Give an exact copy of every line, leaving images out.

(begin)

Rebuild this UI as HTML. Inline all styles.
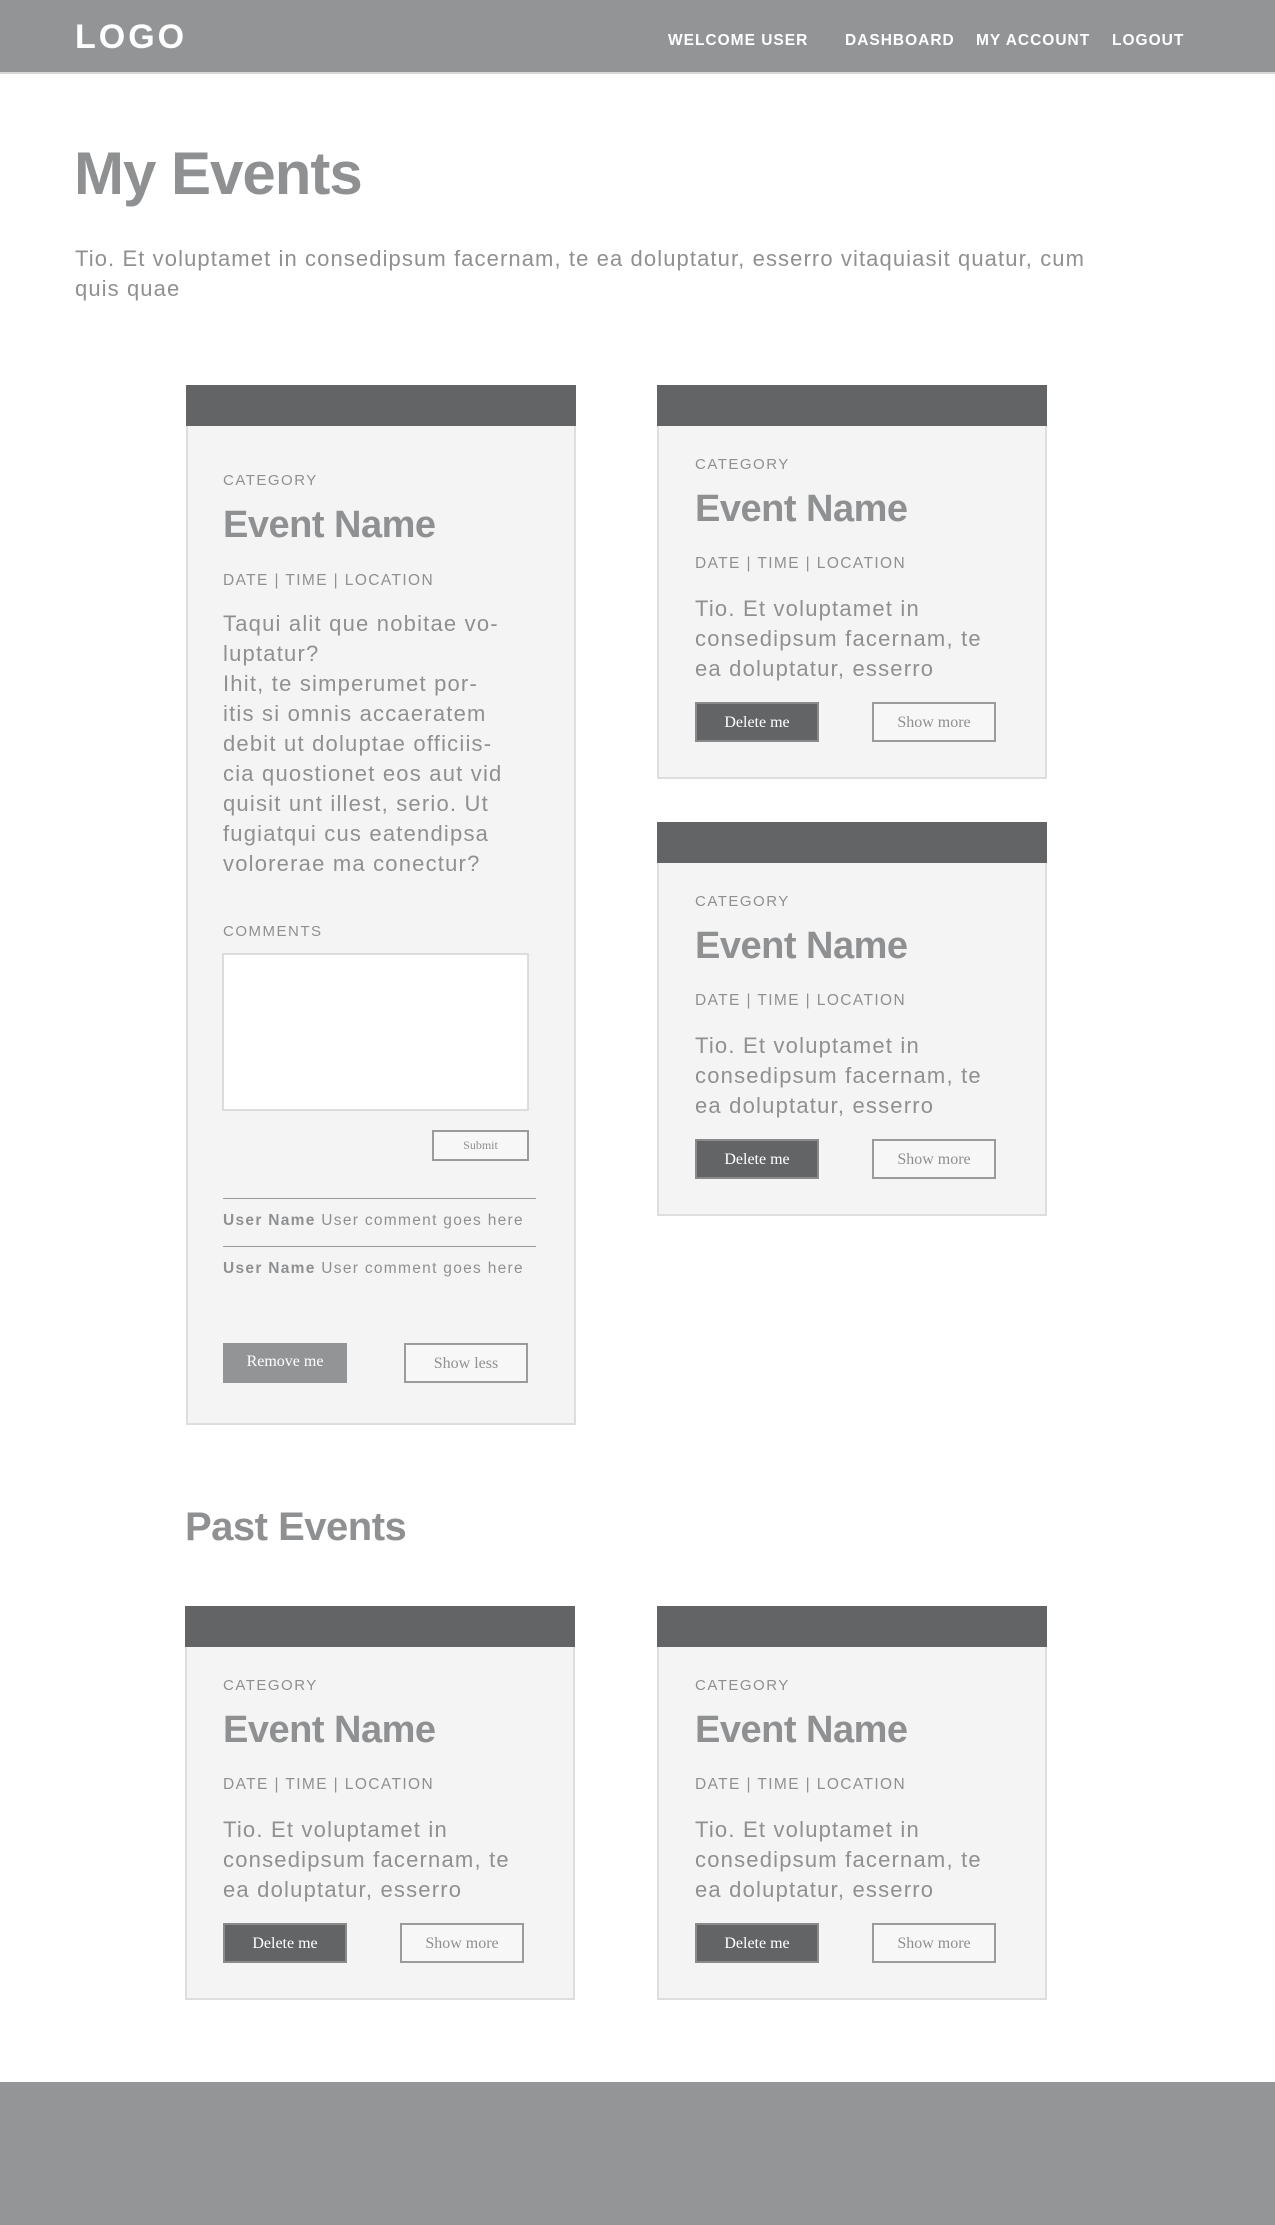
<!DOCTYPE html>
<html><head><meta charset="utf-8"><style>
*{margin:0;padding:0;box-sizing:border-box}
body{width:1275px;height:2225px;position:relative;background:#fff;font-family:"Liberation Sans",sans-serif;color:#8f9092;overflow:hidden}
.a{position:absolute;white-space:nowrap}
.nav{position:absolute;left:0;top:0;width:1275px;height:74px;background:#939496;border-bottom:2px solid #d8d8d8}
.nav .a{color:#fff;font-weight:bold}
.card{position:absolute;background:#f4f4f4;border:2px solid #dedede;border-top:none}
.card .hd{position:absolute;left:-2px;right:-2px;top:0;height:41px;background:#636466}
.cat{font-size:15px;letter-spacing:1.5px}
.en{font-size:38px;font-weight:bold;letter-spacing:-0.5px}
.dt{font-size:15.5px;letter-spacing:1.4px}
.bd{font-size:22px;line-height:30px;letter-spacing:1.2px;white-space:nowrap}
.btn{position:absolute;font-family:"Liberation Serif",serif;font-size:16px;text-align:center;line-height:38px;height:40px;width:124px}
.dk{background:#636466;color:#fff;border:2px solid #8a8a8c}
.ol{background:#f7f7f7;color:#8f9092;border:2px solid #9a9b9d}
</style></head><body>
<div class="nav">
<div class="a" style="left:75px;top:18px;font-size:34px;letter-spacing:3px">LOGO</div>
<div class="a" style="left:668px;top:32px;font-size:15.5px;letter-spacing:1px">WELCOME USER</div>
<div class="a" style="left:845px;top:32px;font-size:15.5px;letter-spacing:1px">DASHBOARD</div>
<div class="a" style="left:976px;top:32px;font-size:15.5px;letter-spacing:1px">MY ACCOUNT</div>
<div class="a" style="left:1112px;top:32px;font-size:15.5px;letter-spacing:1px">LOGOUT</div>
</div>
<div class="a" style="left:74px;top:139px;font-size:60px;font-weight:bold;letter-spacing:-1px">My Events</div>
<div class="a" style="left:75px;top:244px;font-size:22px;line-height:30px;letter-spacing:1.1px">Tio. Et voluptamet in consedipsum facernam, te ea doluptatur, esserro vitaquiasit quatur, cum<br>quis quae</div>

<!-- card 1 -->
<div class="card" style="left:186px;top:385px;width:390px;height:1040px"><div class="hd"></div>
<div class="a cat" style="left:35px;top:87px">CATEGORY</div>
<div class="a en" style="left:35px;top:119px">Event Name</div>
<div class="a dt" style="left:35px;top:187px">DATE | TIME | LOCATION</div>
<div class="a bd" style="left:35px;top:224px">Taqui alit que nobitae vo-<br>luptatur?<br>Ihit, te simperumet por-<br>itis si omnis accaeratem<br>debit ut doluptae officiis-<br>cia quostionet eos aut vid<br>quisit unt illest, serio. Ut<br>fugiatqui cus eatendipsa<br>volorerae ma conectur?</div>
<div class="a cat" style="left:35px;top:538px">COMMENTS</div>
<div class="a" style="left:34px;top:568px;width:307px;height:158px;background:#fff;border:2px solid #dcdcdc"></div>
<div class="btn ol" style="left:244px;top:745px;width:97px;height:31px;line-height:27px;font-size:12px">Submit</div>
<div class="a" style="left:35px;top:813px;width:313px;height:1px;background:#9a9a9a"></div>
<div class="a" style="left:35px;top:827px;font-size:15.5px;letter-spacing:1.3px"><b>User Name</b> User comment goes here</div>
<div class="a" style="left:35px;top:861px;width:313px;height:1px;background:#9a9a9a"></div>
<div class="a" style="left:35px;top:875px;font-size:15.5px;letter-spacing:1.3px"><b>User Name</b> User comment goes here</div>
<div class="btn" style="left:35px;top:958px;background:#939496;color:#fff">Remove me</div>
<div class="btn ol" style="left:216px;top:958px">Show less</div>
</div>

<!-- card 2 -->
<div class="card" style="left:657px;top:385px;width:390px;height:394px"><div class="hd"></div>
<div class="a cat" style="left:36px;top:71px">CATEGORY</div>
<div class="a en" style="left:36px;top:103px">Event Name</div>
<div class="a dt" style="left:36px;top:170px">DATE | TIME | LOCATION</div>
<div class="a bd" style="left:36px;top:209px">Tio. Et voluptamet in<br>consedipsum facernam, te<br>ea doluptatur, esserro</div>
<div class="btn dk" style="left:36px;top:317px">Delete me</div>
<div class="btn ol" style="left:213px;top:317px">Show more</div>
</div>

<!-- card 3 -->
<div class="card" style="left:657px;top:822px;width:390px;height:394px"><div class="hd"></div>
<div class="a cat" style="left:36px;top:71px">CATEGORY</div>
<div class="a en" style="left:36px;top:103px">Event Name</div>
<div class="a dt" style="left:36px;top:170px">DATE | TIME | LOCATION</div>
<div class="a bd" style="left:36px;top:209px">Tio. Et voluptamet in<br>consedipsum facernam, te<br>ea doluptatur, esserro</div>
<div class="btn dk" style="left:36px;top:317px">Delete me</div>
<div class="btn ol" style="left:213px;top:317px">Show more</div>
</div>

<div class="a" style="left:185px;top:1505px;font-size:40px;font-weight:bold;letter-spacing:-0.5px">Past Events</div>

<div class="card" style="left:185px;top:1606px;width:390px;height:394px"><div class="hd"></div>
<div class="a cat" style="left:36px;top:71px">CATEGORY</div>
<div class="a en" style="left:36px;top:103px">Event Name</div>
<div class="a dt" style="left:36px;top:170px">DATE | TIME | LOCATION</div>
<div class="a bd" style="left:36px;top:209px">Tio. Et voluptamet in<br>consedipsum facernam, te<br>ea doluptatur, esserro</div>
<div class="btn dk" style="left:36px;top:317px">Delete me</div>
<div class="btn ol" style="left:213px;top:317px">Show more</div>
</div>

<div class="card" style="left:657px;top:1606px;width:390px;height:394px"><div class="hd"></div>
<div class="a cat" style="left:36px;top:71px">CATEGORY</div>
<div class="a en" style="left:36px;top:103px">Event Name</div>
<div class="a dt" style="left:36px;top:170px">DATE | TIME | LOCATION</div>
<div class="a bd" style="left:36px;top:209px">Tio. Et voluptamet in<br>consedipsum facernam, te<br>ea doluptatur, esserro</div>
<div class="btn dk" style="left:36px;top:317px">Delete me</div>
<div class="btn ol" style="left:213px;top:317px">Show more</div>
</div>

<div class="a" style="left:0;top:2082px;width:1275px;height:143px;background:#949597"></div>
</body></html>
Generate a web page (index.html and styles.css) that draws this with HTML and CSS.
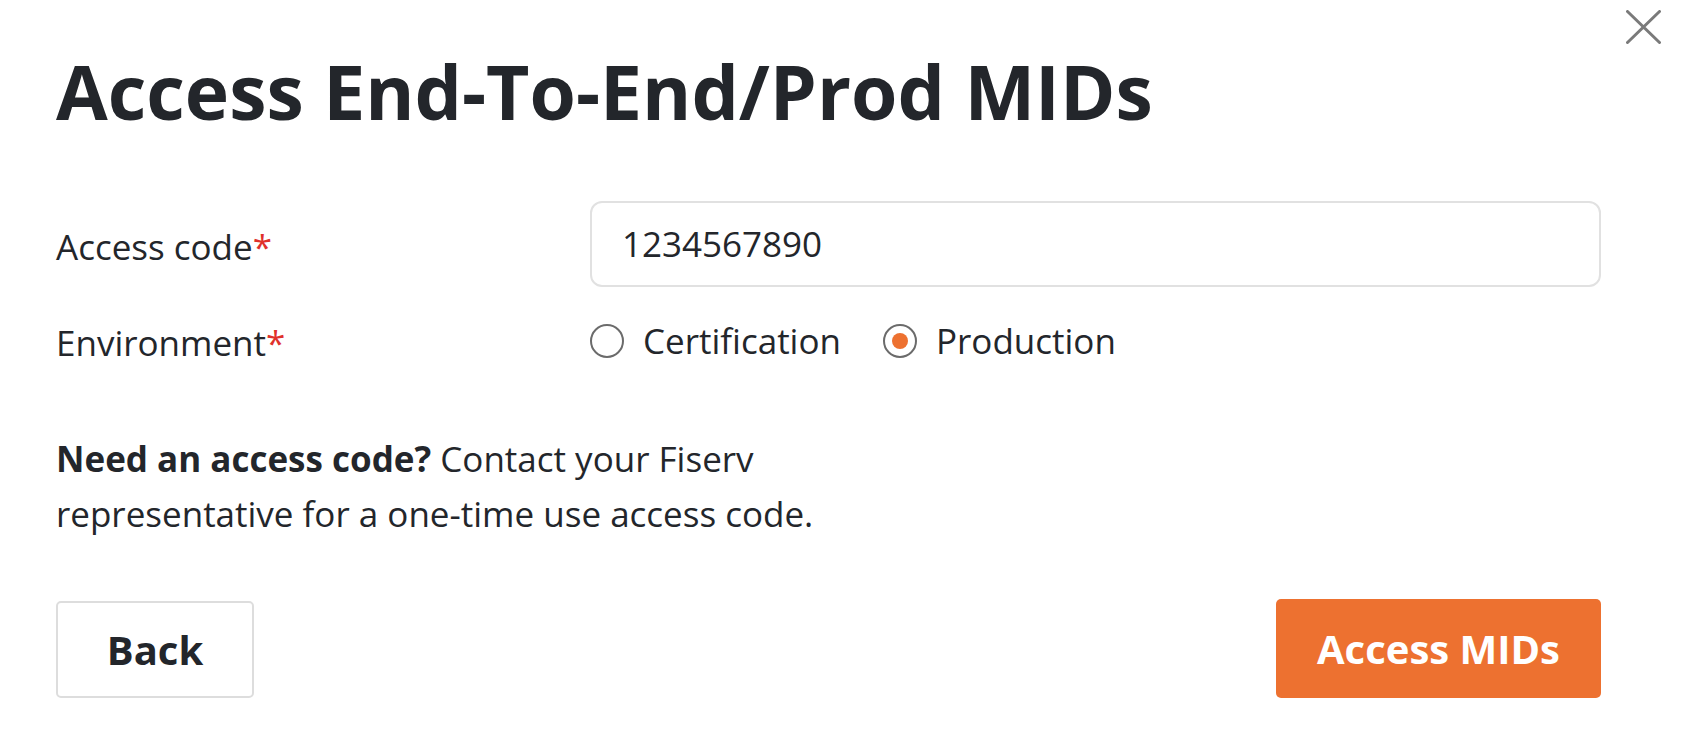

(end)

Exercise result:
Rebuild this UI as HTML. Inline all styles.
<!DOCTYPE html>
<html><head><meta charset="utf-8"><style>
*{margin:0;padding:0;box-sizing:border-box}
body{width:1275px;height:2225px;position:relative;background:#fff;font-family:"Liberation Sans",sans-serif;color:#8f9092;overflow:hidden}
.a{position:absolute;white-space:nowrap}
.nav{position:absolute;left:0;top:0;width:1275px;height:74px;background:#939496;border-bottom:2px solid #d8d8d8}
.nav .a{color:#fff;font-weight:bold}
.card{position:absolute;background:#f4f4f4;border:2px solid #dedede;border-top:none}
.card .hd{position:absolute;left:-2px;right:-2px;top:0;height:41px;background:#636466}
.cat{font-size:15px;letter-spacing:1.5px}
.en{font-size:38px;font-weight:bold;letter-spacing:-0.5px}
.dt{font-size:15.5px;letter-spacing:1.4px}
.bd{font-size:22px;line-height:30px;letter-spacing:1.2px;white-space:nowrap}
.btn{position:absolute;font-family:"Liberation Serif",serif;font-size:16px;text-align:center;line-height:38px;height:40px;width:124px}
.dk{background:#636466;color:#fff;border:2px solid #8a8a8c}
.ol{background:#f7f7f7;color:#8f9092;border:2px solid #9a9b9d}
</style></head><body>
<div class="nav">
<div class="a" style="left:75px;top:18px;font-size:34px;letter-spacing:3px">LOGO</div>
<div class="a" style="left:668px;top:32px;font-size:15.5px;letter-spacing:1px">WELCOME USER</div>
<div class="a" style="left:845px;top:32px;font-size:15.5px;letter-spacing:1px">DASHBOARD</div>
<div class="a" style="left:976px;top:32px;font-size:15.5px;letter-spacing:1px">MY ACCOUNT</div>
<div class="a" style="left:1112px;top:32px;font-size:15.5px;letter-spacing:1px">LOGOUT</div>
</div>
<div class="a" style="left:74px;top:139px;font-size:60px;font-weight:bold;letter-spacing:-1px">My Events</div>
<div class="a" style="left:75px;top:244px;font-size:22px;line-height:30px;letter-spacing:1.1px">Tio. Et voluptamet in consedipsum facernam, te ea doluptatur, esserro vitaquiasit quatur, cum<br>quis quae</div>

<!-- card 1 -->
<div class="card" style="left:186px;top:385px;width:390px;height:1040px"><div class="hd"></div>
<div class="a cat" style="left:35px;top:87px">CATEGORY</div>
<div class="a en" style="left:35px;top:119px">Event Name</div>
<div class="a dt" style="left:35px;top:187px">DATE | TIME | LOCATION</div>
<div class="a bd" style="left:35px;top:224px">Taqui alit que nobitae vo-<br>luptatur?<br>Ihit, te simperumet por-<br>itis si omnis accaeratem<br>debit ut doluptae officiis-<br>cia quostionet eos aut vid<br>quisit unt illest, serio. Ut<br>fugiatqui cus eatendipsa<br>volorerae ma conectur?</div>
<div class="a cat" style="left:35px;top:538px">COMMENTS</div>
<div class="a" style="left:34px;top:568px;width:307px;height:158px;background:#fff;border:2px solid #dcdcdc"></div>
<div class="btn ol" style="left:244px;top:745px;width:97px;height:31px;line-height:27px;font-size:12px">Submit</div>
<div class="a" style="left:35px;top:813px;width:313px;height:1px;background:#9a9a9a"></div>
<div class="a" style="left:35px;top:827px;font-size:15.5px;letter-spacing:1.3px"><b>User Name</b> User comment goes here</div>
<div class="a" style="left:35px;top:861px;width:313px;height:1px;background:#9a9a9a"></div>
<div class="a" style="left:35px;top:875px;font-size:15.5px;letter-spacing:1.3px"><b>User Name</b> User comment goes here</div>
<div class="btn" style="left:35px;top:958px;background:#939496;color:#fff">Remove me</div>
<div class="btn ol" style="left:216px;top:958px">Show less</div>
</div>

<!-- card 2 -->
<div class="card" style="left:657px;top:385px;width:390px;height:394px"><div class="hd"></div>
<div class="a cat" style="left:36px;top:71px">CATEGORY</div>
<div class="a en" style="left:36px;top:103px">Event Name</div>
<div class="a dt" style="left:36px;top:170px">DATE | TIME | LOCATION</div>
<div class="a bd" style="left:36px;top:209px">Tio. Et voluptamet in<br>consedipsum facernam, te<br>ea doluptatur, esserro</div>
<div class="btn dk" style="left:36px;top:317px">Delete me</div>
<div class="btn ol" style="left:213px;top:317px">Show more</div>
</div>

<!-- card 3 -->
<div class="card" style="left:657px;top:822px;width:390px;height:394px"><div class="hd"></div>
<div class="a cat" style="left:36px;top:71px">CATEGORY</div>
<div class="a en" style="left:36px;top:103px">Event Name</div>
<div class="a dt" style="left:36px;top:170px">DATE | TIME | LOCATION</div>
<div class="a bd" style="left:36px;top:209px">Tio. Et voluptamet in<br>consedipsum facernam, te<br>ea doluptatur, esserro</div>
<div class="btn dk" style="left:36px;top:317px">Delete me</div>
<div class="btn ol" style="left:213px;top:317px">Show more</div>
</div>

<div class="a" style="left:185px;top:1505px;font-size:40px;font-weight:bold;letter-spacing:-0.5px">Past Events</div>

<div class="card" style="left:185px;top:1606px;width:390px;height:394px"><div class="hd"></div>
<div class="a cat" style="left:36px;top:71px">CATEGORY</div>
<div class="a en" style="left:36px;top:103px">Event Name</div>
<div class="a dt" style="left:36px;top:170px">DATE | TIME | LOCATION</div>
<div class="a bd" style="left:36px;top:209px">Tio. Et voluptamet in<br>consedipsum facernam, te<br>ea doluptatur, esserro</div>
<div class="btn dk" style="left:36px;top:317px">Delete me</div>
<div class="btn ol" style="left:213px;top:317px">Show more</div>
</div>

<div class="card" style="left:657px;top:1606px;width:390px;height:394px"><div class="hd"></div>
<div class="a cat" style="left:36px;top:71px">CATEGORY</div>
<div class="a en" style="left:36px;top:103px">Event Name</div>
<div class="a dt" style="left:36px;top:170px">DATE | TIME | LOCATION</div>
<div class="a bd" style="left:36px;top:209px">Tio. Et voluptamet in<br>consedipsum facernam, te<br>ea doluptatur, esserro</div>
<div class="btn dk" style="left:36px;top:317px">Delete me</div>
<div class="btn ol" style="left:213px;top:317px">Show more</div>
</div>

<div class="a" style="left:0;top:2082px;width:1275px;height:143px;background:#949597"></div>
</body></html>
Generate a web page (index.html and styles.css) that draws this with HTML and CSS.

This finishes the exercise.